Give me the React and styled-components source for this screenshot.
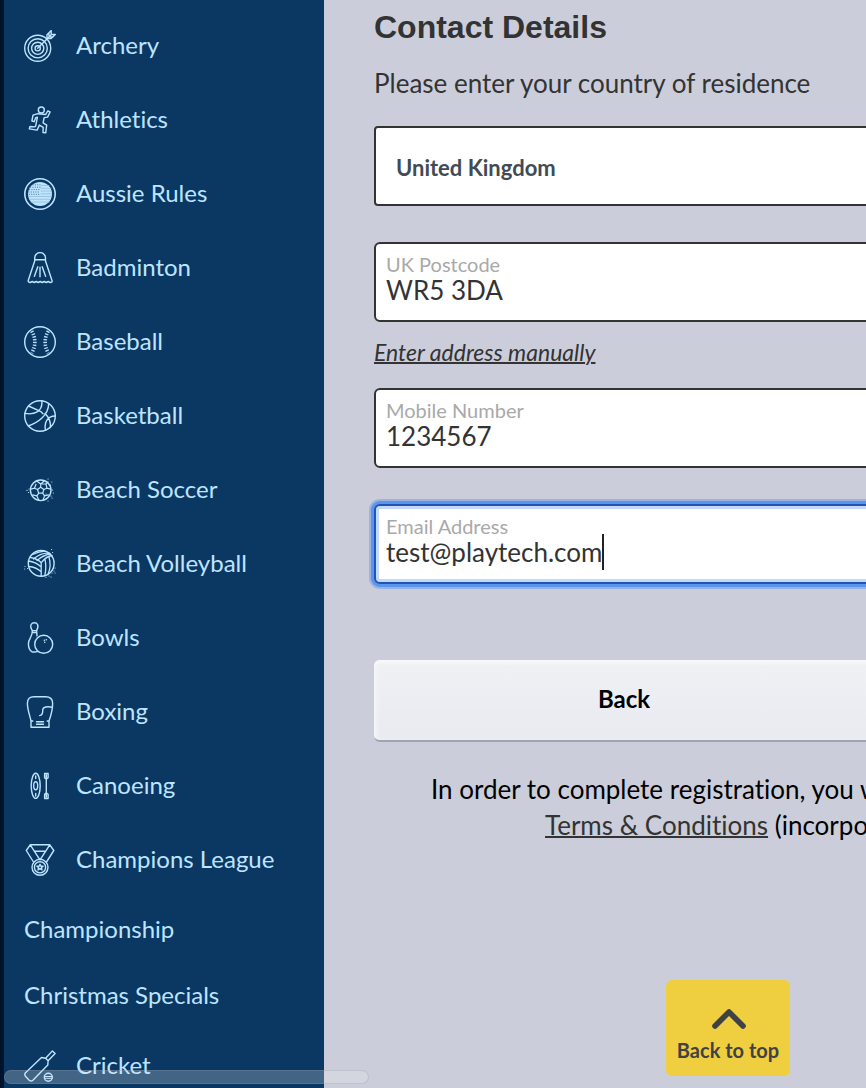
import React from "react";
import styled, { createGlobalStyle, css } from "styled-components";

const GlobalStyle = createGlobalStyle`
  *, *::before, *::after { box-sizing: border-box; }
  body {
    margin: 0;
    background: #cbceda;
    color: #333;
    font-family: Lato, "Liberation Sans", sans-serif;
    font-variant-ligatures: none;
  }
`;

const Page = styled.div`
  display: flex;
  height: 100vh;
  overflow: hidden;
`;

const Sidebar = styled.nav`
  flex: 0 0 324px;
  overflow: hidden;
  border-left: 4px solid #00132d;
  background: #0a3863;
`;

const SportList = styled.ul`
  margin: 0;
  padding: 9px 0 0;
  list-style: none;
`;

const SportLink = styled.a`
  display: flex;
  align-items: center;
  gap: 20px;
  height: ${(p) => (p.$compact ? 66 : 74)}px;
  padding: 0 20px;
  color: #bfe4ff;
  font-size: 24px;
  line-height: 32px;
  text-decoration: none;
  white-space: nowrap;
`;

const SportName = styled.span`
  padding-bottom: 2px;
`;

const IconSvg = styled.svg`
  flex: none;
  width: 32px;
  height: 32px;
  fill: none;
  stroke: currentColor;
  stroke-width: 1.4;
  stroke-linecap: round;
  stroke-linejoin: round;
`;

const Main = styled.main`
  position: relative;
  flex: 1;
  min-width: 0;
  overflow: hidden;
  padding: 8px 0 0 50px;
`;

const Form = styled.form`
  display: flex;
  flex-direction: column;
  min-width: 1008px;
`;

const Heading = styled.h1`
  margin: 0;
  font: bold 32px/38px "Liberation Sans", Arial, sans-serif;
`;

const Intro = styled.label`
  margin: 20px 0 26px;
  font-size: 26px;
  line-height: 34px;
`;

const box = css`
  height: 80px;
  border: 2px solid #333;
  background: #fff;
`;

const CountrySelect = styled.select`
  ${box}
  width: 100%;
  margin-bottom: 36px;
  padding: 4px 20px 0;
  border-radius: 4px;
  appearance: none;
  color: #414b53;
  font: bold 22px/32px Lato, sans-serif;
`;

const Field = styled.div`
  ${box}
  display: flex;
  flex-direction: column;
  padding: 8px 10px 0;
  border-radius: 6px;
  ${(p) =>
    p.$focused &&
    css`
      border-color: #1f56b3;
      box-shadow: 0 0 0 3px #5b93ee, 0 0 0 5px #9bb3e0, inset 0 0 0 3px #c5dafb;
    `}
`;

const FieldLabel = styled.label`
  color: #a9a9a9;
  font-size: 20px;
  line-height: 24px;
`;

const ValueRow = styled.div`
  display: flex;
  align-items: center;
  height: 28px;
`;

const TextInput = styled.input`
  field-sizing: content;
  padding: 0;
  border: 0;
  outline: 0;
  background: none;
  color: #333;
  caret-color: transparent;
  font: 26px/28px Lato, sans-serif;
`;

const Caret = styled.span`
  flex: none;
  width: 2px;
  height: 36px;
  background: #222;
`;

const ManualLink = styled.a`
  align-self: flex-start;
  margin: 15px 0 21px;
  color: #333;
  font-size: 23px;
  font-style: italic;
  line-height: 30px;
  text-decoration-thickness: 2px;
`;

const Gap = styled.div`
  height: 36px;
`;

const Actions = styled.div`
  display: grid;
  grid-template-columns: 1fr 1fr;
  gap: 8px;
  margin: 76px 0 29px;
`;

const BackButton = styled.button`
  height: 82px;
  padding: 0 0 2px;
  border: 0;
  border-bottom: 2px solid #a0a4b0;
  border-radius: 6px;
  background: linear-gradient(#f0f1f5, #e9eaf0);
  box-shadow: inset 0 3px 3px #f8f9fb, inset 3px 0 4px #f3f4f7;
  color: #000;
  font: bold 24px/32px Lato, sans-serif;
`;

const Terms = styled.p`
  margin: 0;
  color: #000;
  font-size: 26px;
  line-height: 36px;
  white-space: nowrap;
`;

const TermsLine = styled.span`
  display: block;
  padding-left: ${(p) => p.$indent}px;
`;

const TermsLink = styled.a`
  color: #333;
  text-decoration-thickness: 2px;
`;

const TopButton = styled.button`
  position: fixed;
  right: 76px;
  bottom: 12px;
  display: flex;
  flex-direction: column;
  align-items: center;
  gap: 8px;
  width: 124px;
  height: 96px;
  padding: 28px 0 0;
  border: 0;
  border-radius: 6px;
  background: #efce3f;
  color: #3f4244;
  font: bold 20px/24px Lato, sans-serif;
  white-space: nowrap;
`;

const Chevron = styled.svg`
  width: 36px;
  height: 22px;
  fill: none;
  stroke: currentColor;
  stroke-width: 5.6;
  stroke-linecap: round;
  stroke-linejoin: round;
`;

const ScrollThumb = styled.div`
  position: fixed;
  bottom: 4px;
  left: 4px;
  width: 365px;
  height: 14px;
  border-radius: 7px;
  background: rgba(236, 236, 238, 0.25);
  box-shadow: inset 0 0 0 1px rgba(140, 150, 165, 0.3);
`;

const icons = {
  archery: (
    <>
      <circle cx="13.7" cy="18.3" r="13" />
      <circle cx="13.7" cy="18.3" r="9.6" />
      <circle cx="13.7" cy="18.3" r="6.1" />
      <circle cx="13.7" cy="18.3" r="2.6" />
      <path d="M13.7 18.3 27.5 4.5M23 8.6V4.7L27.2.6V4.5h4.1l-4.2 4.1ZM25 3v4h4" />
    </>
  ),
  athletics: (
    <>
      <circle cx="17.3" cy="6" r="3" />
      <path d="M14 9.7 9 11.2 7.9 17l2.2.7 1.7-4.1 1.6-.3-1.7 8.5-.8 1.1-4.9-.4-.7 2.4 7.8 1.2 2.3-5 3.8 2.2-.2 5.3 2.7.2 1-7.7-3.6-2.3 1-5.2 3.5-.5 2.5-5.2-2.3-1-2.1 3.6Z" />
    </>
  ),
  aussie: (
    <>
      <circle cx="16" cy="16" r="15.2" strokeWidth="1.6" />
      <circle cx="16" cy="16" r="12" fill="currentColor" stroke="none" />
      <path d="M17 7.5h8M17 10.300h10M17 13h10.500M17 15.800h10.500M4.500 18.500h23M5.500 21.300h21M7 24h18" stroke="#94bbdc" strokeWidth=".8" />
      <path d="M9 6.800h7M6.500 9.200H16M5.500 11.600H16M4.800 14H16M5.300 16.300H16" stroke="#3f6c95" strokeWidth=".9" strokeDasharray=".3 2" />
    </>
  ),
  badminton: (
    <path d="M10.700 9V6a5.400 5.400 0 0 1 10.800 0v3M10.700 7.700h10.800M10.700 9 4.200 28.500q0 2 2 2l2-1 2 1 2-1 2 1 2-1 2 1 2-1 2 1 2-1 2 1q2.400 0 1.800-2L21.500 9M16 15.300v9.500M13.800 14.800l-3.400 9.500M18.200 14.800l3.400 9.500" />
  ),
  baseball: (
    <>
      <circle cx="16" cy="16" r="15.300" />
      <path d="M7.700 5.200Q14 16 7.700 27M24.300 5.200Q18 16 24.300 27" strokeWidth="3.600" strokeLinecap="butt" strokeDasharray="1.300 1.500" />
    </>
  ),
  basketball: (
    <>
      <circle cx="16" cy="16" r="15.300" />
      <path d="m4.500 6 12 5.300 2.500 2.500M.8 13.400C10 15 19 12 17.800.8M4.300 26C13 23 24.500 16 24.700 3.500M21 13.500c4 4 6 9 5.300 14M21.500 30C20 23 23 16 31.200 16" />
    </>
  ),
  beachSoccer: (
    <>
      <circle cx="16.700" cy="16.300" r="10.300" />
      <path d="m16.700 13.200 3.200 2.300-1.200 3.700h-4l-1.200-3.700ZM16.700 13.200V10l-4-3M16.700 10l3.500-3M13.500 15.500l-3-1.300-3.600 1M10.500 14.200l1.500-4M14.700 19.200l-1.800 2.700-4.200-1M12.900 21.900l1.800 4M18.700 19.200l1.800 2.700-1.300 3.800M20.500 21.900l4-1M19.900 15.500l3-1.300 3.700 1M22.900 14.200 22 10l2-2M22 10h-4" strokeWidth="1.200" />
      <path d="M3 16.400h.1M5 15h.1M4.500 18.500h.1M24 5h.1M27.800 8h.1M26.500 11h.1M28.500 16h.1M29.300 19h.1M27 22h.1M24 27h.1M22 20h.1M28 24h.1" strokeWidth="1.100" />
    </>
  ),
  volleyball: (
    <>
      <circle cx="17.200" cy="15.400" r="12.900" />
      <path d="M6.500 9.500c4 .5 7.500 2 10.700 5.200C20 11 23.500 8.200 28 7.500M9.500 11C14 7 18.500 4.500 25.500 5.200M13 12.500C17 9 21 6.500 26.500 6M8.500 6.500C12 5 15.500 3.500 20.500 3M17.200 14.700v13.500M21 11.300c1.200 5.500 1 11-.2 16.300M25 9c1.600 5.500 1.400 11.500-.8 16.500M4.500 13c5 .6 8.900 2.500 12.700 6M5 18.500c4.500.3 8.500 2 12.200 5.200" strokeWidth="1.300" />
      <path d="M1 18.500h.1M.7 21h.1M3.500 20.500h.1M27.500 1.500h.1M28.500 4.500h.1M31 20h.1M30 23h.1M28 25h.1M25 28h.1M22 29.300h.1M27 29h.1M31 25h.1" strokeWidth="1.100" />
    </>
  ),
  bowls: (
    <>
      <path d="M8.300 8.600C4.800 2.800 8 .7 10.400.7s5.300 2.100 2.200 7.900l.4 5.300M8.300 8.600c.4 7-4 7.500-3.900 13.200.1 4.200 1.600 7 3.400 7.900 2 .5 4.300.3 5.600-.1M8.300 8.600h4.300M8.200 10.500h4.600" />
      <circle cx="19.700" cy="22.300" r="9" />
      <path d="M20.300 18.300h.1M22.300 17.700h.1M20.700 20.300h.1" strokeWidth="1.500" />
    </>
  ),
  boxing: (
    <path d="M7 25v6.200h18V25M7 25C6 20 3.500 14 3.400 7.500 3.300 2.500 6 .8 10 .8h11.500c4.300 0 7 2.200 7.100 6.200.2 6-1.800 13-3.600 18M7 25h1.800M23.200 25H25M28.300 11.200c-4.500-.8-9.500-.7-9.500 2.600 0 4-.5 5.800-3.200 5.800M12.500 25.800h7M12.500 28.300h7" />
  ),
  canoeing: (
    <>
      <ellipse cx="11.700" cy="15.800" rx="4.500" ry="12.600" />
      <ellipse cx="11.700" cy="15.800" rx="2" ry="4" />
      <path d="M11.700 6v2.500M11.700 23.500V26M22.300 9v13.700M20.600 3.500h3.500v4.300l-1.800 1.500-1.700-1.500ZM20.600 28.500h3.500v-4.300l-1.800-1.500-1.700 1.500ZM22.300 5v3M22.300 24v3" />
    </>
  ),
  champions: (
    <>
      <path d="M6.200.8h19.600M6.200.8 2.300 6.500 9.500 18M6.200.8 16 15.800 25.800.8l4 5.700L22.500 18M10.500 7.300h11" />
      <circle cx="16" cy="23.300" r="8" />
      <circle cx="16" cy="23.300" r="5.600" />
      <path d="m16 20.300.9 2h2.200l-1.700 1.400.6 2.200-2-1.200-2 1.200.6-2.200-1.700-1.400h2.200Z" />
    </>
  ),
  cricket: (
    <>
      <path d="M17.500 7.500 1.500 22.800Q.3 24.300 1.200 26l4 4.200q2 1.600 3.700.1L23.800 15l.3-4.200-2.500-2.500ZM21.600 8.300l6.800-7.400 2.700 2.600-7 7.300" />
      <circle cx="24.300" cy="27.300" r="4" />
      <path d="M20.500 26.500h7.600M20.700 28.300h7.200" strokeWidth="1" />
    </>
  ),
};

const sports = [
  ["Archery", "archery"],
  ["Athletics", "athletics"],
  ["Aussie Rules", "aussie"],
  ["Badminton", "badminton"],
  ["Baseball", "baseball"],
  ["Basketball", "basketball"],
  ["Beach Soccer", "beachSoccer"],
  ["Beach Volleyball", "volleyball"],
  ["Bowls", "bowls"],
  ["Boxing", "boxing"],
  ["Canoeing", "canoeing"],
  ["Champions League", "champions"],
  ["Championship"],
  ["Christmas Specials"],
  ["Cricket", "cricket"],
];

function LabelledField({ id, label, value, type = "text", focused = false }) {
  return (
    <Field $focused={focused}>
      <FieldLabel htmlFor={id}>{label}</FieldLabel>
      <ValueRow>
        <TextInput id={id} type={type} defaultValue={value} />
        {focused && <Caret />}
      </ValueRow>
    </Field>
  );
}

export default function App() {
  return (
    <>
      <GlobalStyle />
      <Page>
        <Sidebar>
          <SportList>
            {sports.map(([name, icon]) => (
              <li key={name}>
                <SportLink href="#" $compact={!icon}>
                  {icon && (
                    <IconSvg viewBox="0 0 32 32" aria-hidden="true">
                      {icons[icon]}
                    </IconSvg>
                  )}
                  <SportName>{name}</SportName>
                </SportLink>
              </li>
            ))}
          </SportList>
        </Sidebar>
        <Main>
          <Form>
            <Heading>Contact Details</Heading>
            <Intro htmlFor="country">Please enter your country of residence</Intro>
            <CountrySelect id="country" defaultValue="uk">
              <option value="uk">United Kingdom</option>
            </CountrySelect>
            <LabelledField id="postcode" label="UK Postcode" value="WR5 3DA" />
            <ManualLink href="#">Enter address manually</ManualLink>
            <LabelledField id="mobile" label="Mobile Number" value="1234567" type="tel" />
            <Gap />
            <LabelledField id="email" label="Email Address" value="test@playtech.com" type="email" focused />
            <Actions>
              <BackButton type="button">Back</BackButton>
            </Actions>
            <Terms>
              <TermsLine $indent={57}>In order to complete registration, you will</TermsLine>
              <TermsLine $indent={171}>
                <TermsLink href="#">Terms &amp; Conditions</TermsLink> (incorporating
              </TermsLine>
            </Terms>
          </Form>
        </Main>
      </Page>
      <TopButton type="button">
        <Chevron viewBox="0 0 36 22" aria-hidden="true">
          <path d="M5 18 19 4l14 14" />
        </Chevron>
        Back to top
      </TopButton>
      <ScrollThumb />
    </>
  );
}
=====
- **The exercise**
In the listing above, find each line with the word "React" and copy it.

- **Answer in full**
Give me the React and styled-components source for this screenshot.
import React from "react";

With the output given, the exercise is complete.